Elm Street School |
1936 Seventh Grade:
Article published in the Gaffney Ledger, 3 Apr 1996
By Scott Powell, Staff Writer
Most residents who attend school board meetings at Mary Bramlett Elementary probably don't realize they are parking their cars on the original school site.
In 1924, workers began building Elm Street School on a site donated by the Gaffney Manufacturing Company, Desdie Ramsey said. Ramsey taught at the school for 30 years.
The school opened in February 1925 and it was the most modern grammar school building for students in Gaffney at that time, she said.
Mary Bramlett was named principal, a position she would hold at that school until her retirement in 1957.
Two years later, a wooden building with three rooms was built behind the school to accommodate increased enrollment.
In 1934, the number of students decreased and the new addition was converted into a lunchroom and nursery.
The present playground used to be a swamp in the 1930s.

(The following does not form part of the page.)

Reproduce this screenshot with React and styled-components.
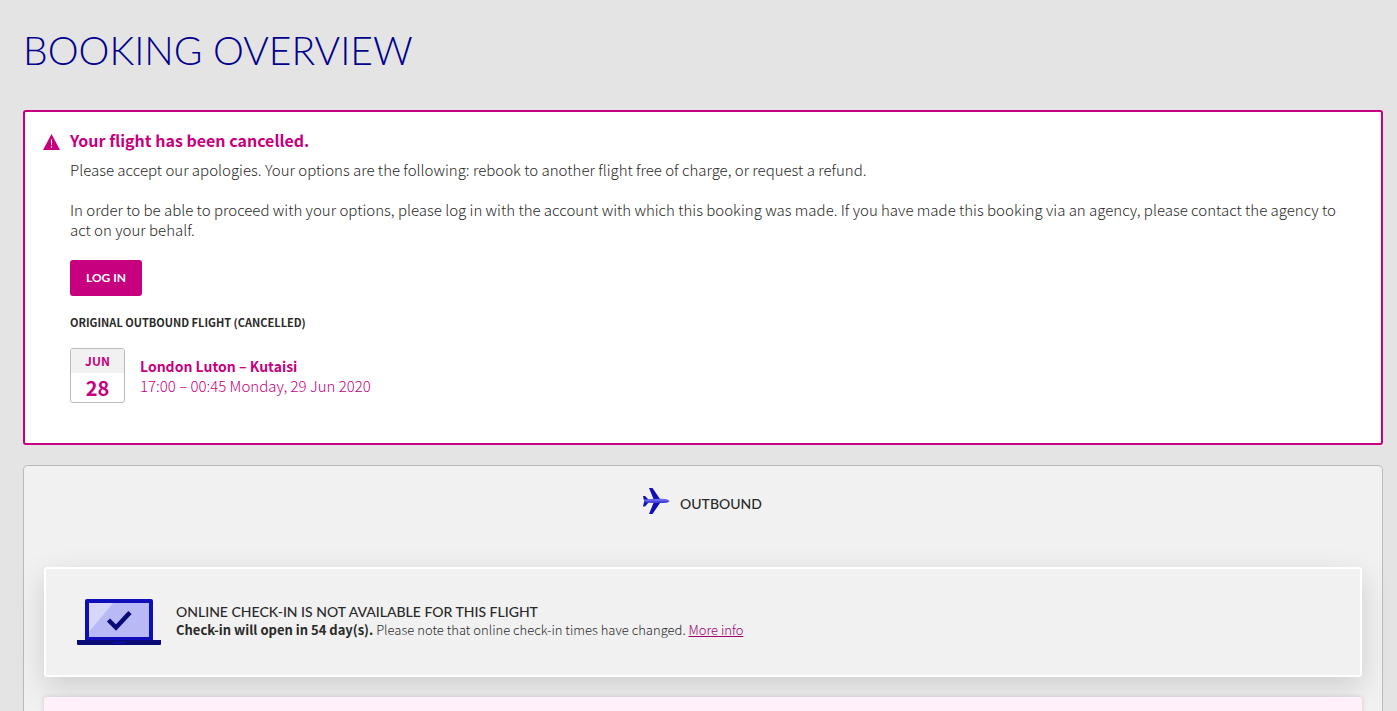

"There was a line of water and we used to turn it on at recess," Ruth Patterson, a former kindergarten teacher assistant at the school, said. "The boys and girls would stand on opposite sides and get their own water."
The source of the water was a well in the basement of the school.
"We used to take turns pumping water out of the well," Ramsey recalls. "One time when I was teaching, the pump broke. They got it under control before it could do too much damage."
During 1941 and '42 the school recognized its former students who served in the armed forces by placing their names on big patriotic plaques in the front hall, Ramsey said.
Nine former students were killed during World War II and the school planted dogwoods in front of the school as a tribute, she said.
A parking lot now stands where the dogwoods once bloomed but the memories of its former students' contribution to the war effort haven't been forgotten, she said.
When Bud Bridges became a school board member in 1977, the school board unanimously renamed the school after Mary Bramlett.
"Mary Bramlett was one of the finest principals in the history of this district," Bridges said. "She ruled that school with an iron hand. She demanded and received respect.
"She was loved by every child and teacher," Bridges said. "She was the quality of person who never forgot someone after they left the school."
When Bridges graduated from Limestone College, he received a 12-page letter from Bramlett about his career at the school.
"In the letter, she wrote about the things I did that impressed her, what type of things I needed to monitor and what she wanted me to work toward," he said.
Bridges said he has held onto the letter.
"For a person like that to write such a letter and send it to one of her former students is more than money could buy," he said.